## MATERIAL PROVIDED
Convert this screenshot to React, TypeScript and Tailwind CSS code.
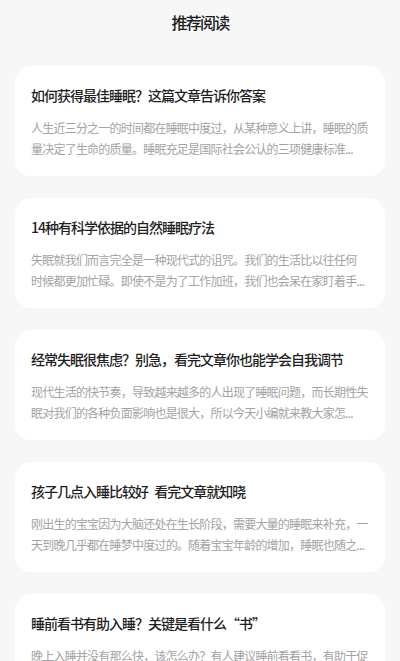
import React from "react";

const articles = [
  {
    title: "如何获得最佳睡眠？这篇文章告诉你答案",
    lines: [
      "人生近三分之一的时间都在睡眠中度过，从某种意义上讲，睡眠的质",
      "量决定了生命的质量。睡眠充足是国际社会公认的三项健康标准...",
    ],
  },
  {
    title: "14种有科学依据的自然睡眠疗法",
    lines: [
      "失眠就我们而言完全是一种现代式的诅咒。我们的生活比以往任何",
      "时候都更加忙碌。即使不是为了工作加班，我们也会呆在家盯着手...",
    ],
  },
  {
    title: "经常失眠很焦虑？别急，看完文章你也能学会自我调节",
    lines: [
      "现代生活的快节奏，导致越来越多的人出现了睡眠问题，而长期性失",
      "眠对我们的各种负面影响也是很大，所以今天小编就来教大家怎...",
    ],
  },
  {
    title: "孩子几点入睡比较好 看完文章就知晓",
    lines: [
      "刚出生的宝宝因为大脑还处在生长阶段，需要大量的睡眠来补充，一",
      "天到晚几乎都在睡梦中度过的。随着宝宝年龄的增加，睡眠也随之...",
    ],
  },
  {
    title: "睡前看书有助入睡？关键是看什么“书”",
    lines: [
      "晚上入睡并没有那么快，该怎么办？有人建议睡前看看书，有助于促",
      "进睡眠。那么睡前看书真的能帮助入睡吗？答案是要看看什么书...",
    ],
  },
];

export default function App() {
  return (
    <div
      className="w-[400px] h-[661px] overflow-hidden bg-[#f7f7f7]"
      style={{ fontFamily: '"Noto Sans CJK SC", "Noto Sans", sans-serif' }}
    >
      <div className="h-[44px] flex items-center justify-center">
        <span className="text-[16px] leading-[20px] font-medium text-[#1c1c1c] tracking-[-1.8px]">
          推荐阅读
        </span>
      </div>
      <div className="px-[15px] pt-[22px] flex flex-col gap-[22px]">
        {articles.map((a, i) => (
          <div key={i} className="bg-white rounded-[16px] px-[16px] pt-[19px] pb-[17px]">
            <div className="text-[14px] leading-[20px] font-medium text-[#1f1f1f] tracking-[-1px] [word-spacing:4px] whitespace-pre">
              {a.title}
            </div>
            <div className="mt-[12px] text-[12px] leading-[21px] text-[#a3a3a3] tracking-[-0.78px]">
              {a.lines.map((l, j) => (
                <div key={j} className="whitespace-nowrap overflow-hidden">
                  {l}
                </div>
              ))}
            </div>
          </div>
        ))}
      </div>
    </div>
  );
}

## AIM
Omit the pictures, then output the rest of the listing exactly.

## FULL OUTPUT
Convert this screenshot to React, TypeScript and Tailwind CSS code.
import React from "react";

const articles = [
  {
    title: "如何获得最佳睡眠？这篇文章告诉你答案",
    lines: [
      "人生近三分之一的时间都在睡眠中度过，从某种意义上讲，睡眠的质",
      "量决定了生命的质量。睡眠充足是国际社会公认的三项健康标准...",
    ],
  },
  {
    title: "14种有科学依据的自然睡眠疗法",
    lines: [
      "失眠就我们而言完全是一种现代式的诅咒。我们的生活比以往任何",
      "时候都更加忙碌。即使不是为了工作加班，我们也会呆在家盯着手...",
    ],
  },
  {
    title: "经常失眠很焦虑？别急，看完文章你也能学会自我调节",
    lines: [
      "现代生活的快节奏，导致越来越多的人出现了睡眠问题，而长期性失",
      "眠对我们的各种负面影响也是很大，所以今天小编就来教大家怎...",
    ],
  },
  {
    title: "孩子几点入睡比较好 看完文章就知晓",
    lines: [
      "刚出生的宝宝因为大脑还处在生长阶段，需要大量的睡眠来补充，一",
      "天到晚几乎都在睡梦中度过的。随着宝宝年龄的增加，睡眠也随之...",
    ],
  },
  {
    title: "睡前看书有助入睡？关键是看什么“书”",
    lines: [
      "晚上入睡并没有那么快，该怎么办？有人建议睡前看看书，有助于促",
      "进睡眠。那么睡前看书真的能帮助入睡吗？答案是要看看什么书...",
    ],
  },
];

export default function App() {
  return (
    <div
      className="w-[400px] h-[661px] overflow-hidden bg-[#f7f7f7]"
      style={{ fontFamily: '"Noto Sans CJK SC", "Noto Sans", sans-serif' }}
    >
      <div className="h-[44px] flex items-center justify-center">
        <span className="text-[16px] leading-[20px] font-medium text-[#1c1c1c] tracking-[-1.8px]">
          推荐阅读
        </span>
      </div>
      <div className="px-[15px] pt-[22px] flex flex-col gap-[22px]">
        {articles.map((a, i) => (
          <div key={i} className="bg-white rounded-[16px] px-[16px] pt-[19px] pb-[17px]">
            <div className="text-[14px] leading-[20px] font-medium text-[#1f1f1f] tracking-[-1px] [word-spacing:4px] whitespace-pre">
              {a.title}
            </div>
            <div className="mt-[12px] text-[12px] leading-[21px] text-[#a3a3a3] tracking-[-0.78px]">
              {a.lines.map((l, j) => (
                <div key={j} className="whitespace-nowrap overflow-hidden">
                  {l}
                </div>
              ))}
            </div>
          </div>
        ))}
      </div>
    </div>
  );
}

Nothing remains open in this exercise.